* **What is needed**:
Leave out the pictures and repeat the rest of the material exactly.

══ Given data ══

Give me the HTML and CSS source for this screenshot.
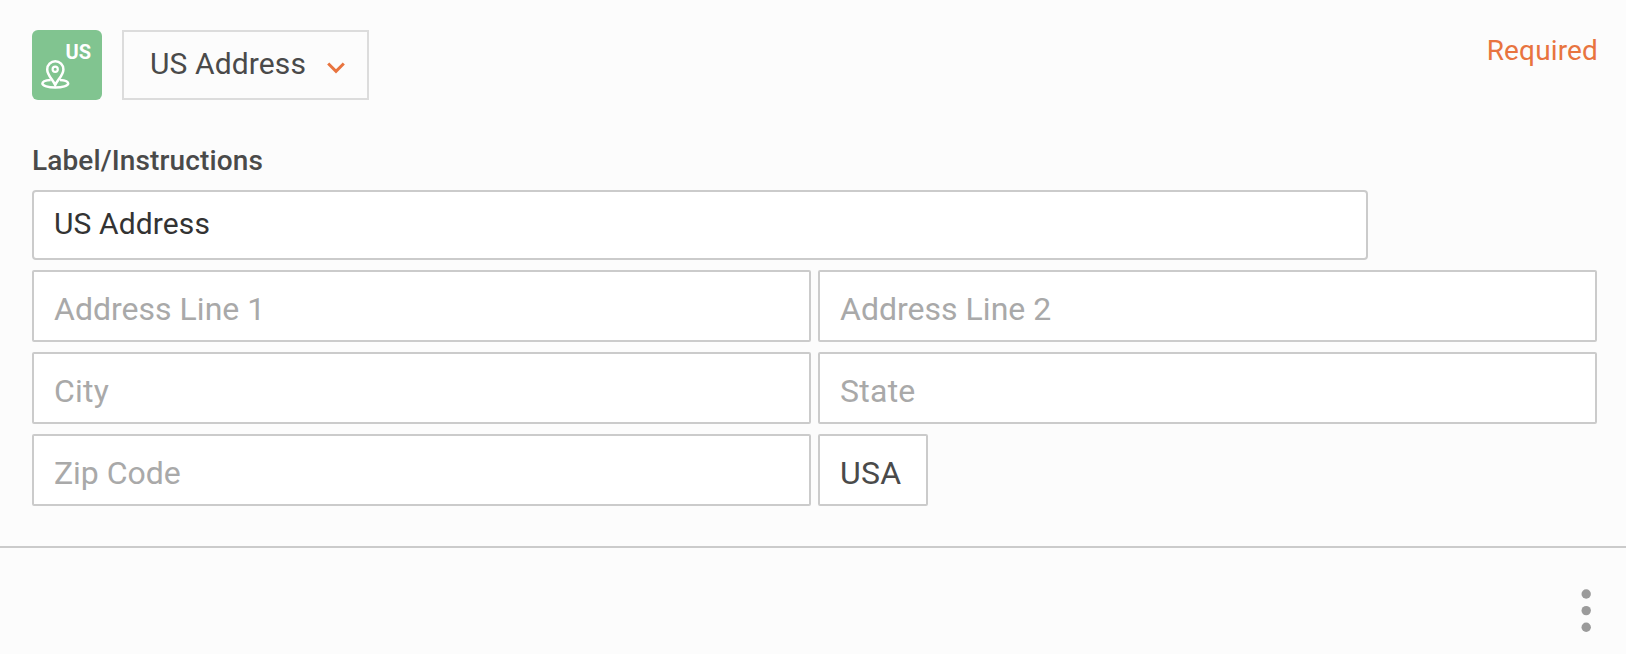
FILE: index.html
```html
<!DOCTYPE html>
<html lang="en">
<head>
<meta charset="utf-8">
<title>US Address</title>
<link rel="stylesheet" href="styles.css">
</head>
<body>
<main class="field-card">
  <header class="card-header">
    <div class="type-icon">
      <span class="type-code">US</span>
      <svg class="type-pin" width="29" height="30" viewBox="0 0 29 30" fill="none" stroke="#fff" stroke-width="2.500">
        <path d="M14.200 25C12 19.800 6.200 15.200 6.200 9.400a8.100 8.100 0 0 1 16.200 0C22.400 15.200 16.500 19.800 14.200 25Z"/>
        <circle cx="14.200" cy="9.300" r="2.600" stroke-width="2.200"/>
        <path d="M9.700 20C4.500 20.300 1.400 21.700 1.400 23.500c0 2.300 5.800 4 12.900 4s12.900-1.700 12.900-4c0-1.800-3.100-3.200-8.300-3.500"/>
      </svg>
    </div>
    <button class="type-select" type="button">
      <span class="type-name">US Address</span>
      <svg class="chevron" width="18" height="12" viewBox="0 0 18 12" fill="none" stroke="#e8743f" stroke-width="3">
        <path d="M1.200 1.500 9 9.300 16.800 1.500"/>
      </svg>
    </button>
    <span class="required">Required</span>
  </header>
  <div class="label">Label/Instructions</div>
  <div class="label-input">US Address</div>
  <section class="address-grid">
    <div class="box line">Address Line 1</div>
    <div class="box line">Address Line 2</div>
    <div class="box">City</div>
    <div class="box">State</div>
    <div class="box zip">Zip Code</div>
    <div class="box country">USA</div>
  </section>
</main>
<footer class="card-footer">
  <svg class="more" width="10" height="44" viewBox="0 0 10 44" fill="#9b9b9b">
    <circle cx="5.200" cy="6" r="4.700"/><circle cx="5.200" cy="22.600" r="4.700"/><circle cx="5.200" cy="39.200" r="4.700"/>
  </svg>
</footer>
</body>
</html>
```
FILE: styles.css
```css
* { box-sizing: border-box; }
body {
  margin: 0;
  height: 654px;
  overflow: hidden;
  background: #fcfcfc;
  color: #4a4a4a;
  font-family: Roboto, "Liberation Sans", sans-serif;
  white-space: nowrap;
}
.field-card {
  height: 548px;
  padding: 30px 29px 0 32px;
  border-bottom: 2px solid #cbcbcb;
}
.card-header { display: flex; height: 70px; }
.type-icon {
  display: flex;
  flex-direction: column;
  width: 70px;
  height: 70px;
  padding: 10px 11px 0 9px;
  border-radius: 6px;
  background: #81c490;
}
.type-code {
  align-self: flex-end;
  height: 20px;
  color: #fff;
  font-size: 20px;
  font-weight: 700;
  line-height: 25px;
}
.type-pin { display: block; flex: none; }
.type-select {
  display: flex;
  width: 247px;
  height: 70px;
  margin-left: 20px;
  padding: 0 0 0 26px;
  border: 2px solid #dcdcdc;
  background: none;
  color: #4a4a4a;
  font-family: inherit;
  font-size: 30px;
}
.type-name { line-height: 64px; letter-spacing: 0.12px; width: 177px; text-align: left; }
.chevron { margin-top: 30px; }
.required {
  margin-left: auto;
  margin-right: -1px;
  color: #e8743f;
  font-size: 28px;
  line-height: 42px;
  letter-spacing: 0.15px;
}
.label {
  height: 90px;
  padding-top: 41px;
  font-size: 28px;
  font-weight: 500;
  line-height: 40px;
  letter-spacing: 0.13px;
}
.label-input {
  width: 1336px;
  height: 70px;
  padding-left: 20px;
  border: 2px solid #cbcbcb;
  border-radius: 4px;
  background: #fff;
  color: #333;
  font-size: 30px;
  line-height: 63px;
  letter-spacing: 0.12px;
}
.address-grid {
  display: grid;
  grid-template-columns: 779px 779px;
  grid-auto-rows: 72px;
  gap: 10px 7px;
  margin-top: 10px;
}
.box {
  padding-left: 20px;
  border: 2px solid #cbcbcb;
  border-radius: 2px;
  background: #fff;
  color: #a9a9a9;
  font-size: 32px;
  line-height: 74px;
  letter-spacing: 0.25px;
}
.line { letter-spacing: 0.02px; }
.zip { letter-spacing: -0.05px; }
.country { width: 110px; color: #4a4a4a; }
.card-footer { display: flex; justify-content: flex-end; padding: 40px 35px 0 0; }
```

═══

* **Answer to this problem**:
Give me the HTML and CSS source for this screenshot.
FILE: index.html
```html
<!DOCTYPE html>
<html lang="en">
<head>
<meta charset="utf-8">
<title>US Address</title>
<link rel="stylesheet" href="styles.css">
</head>
<body>
<main class="field-card">
  <header class="card-header">
    <div class="type-icon">
      <span class="type-code">US</span>
      <svg class="type-pin" width="29" height="30" viewBox="0 0 29 30" fill="none" stroke="#fff" stroke-width="2.500">
        <path d="M14.200 25C12 19.800 6.200 15.200 6.200 9.400a8.100 8.100 0 0 1 16.200 0C22.400 15.200 16.500 19.800 14.200 25Z"/>
        <circle cx="14.200" cy="9.300" r="2.600" stroke-width="2.200"/>
        <path d="M9.700 20C4.500 20.300 1.400 21.700 1.400 23.500c0 2.300 5.800 4 12.900 4s12.900-1.700 12.900-4c0-1.800-3.100-3.200-8.300-3.500"/>
      </svg>
    </div>
    <button class="type-select" type="button">
      <span class="type-name">US Address</span>
      <svg class="chevron" width="18" height="12" viewBox="0 0 18 12" fill="none" stroke="#e8743f" stroke-width="3">
        <path d="M1.200 1.500 9 9.300 16.800 1.500"/>
      </svg>
    </button>
    <span class="required">Required</span>
  </header>
  <div class="label">Label/Instructions</div>
  <div class="label-input">US Address</div>
  <section class="address-grid">
    <div class="box line">Address Line 1</div>
    <div class="box line">Address Line 2</div>
    <div class="box">City</div>
    <div class="box">State</div>
    <div class="box zip">Zip Code</div>
    <div class="box country">USA</div>
  </section>
</main>
<footer class="card-footer">
  <svg class="more" width="10" height="44" viewBox="0 0 10 44" fill="#9b9b9b">
    <circle cx="5.200" cy="6" r="4.700"/><circle cx="5.200" cy="22.600" r="4.700"/><circle cx="5.200" cy="39.200" r="4.700"/>
  </svg>
</footer>
</body>
</html>
```
FILE: styles.css
```css
* { box-sizing: border-box; }
body {
  margin: 0;
  height: 654px;
  overflow: hidden;
  background: #fcfcfc;
  color: #4a4a4a;
  font-family: Roboto, "Liberation Sans", sans-serif;
  white-space: nowrap;
}
.field-card {
  height: 548px;
  padding: 30px 29px 0 32px;
  border-bottom: 2px solid #cbcbcb;
}
.card-header { display: flex; height: 70px; }
.type-icon {
  display: flex;
  flex-direction: column;
  width: 70px;
  height: 70px;
  padding: 10px 11px 0 9px;
  border-radius: 6px;
  background: #81c490;
}
.type-code {
  align-self: flex-end;
  height: 20px;
  color: #fff;
  font-size: 20px;
  font-weight: 700;
  line-height: 25px;
}
.type-pin { display: block; flex: none; }
.type-select {
  display: flex;
  width: 247px;
  height: 70px;
  margin-left: 20px;
  padding: 0 0 0 26px;
  border: 2px solid #dcdcdc;
  background: none;
  color: #4a4a4a;
  font-family: inherit;
  font-size: 30px;
}
.type-name { line-height: 64px; letter-spacing: 0.12px; width: 177px; text-align: left; }
.chevron { margin-top: 30px; }
.required {
  margin-left: auto;
  margin-right: -1px;
  color: #e8743f;
  font-size: 28px;
  line-height: 42px;
  letter-spacing: 0.15px;
}
.label {
  height: 90px;
  padding-top: 41px;
  font-size: 28px;
  font-weight: 500;
  line-height: 40px;
  letter-spacing: 0.13px;
}
.label-input {
  width: 1336px;
  height: 70px;
  padding-left: 20px;
  border: 2px solid #cbcbcb;
  border-radius: 4px;
  background: #fff;
  color: #333;
  font-size: 30px;
  line-height: 63px;
  letter-spacing: 0.12px;
}
.address-grid {
  display: grid;
  grid-template-columns: 779px 779px;
  grid-auto-rows: 72px;
  gap: 10px 7px;
  margin-top: 10px;
}
.box {
  padding-left: 20px;
  border: 2px solid #cbcbcb;
  border-radius: 2px;
  background: #fff;
  color: #a9a9a9;
  font-size: 32px;
  line-height: 74px;
  letter-spacing: 0.25px;
}
.line { letter-spacing: 0.02px; }
.zip { letter-spacing: -0.05px; }
.country { width: 110px; color: #4a4a4a; }
.card-footer { display: flex; justify-content: flex-end; padding: 40px 35px 0 0; }
```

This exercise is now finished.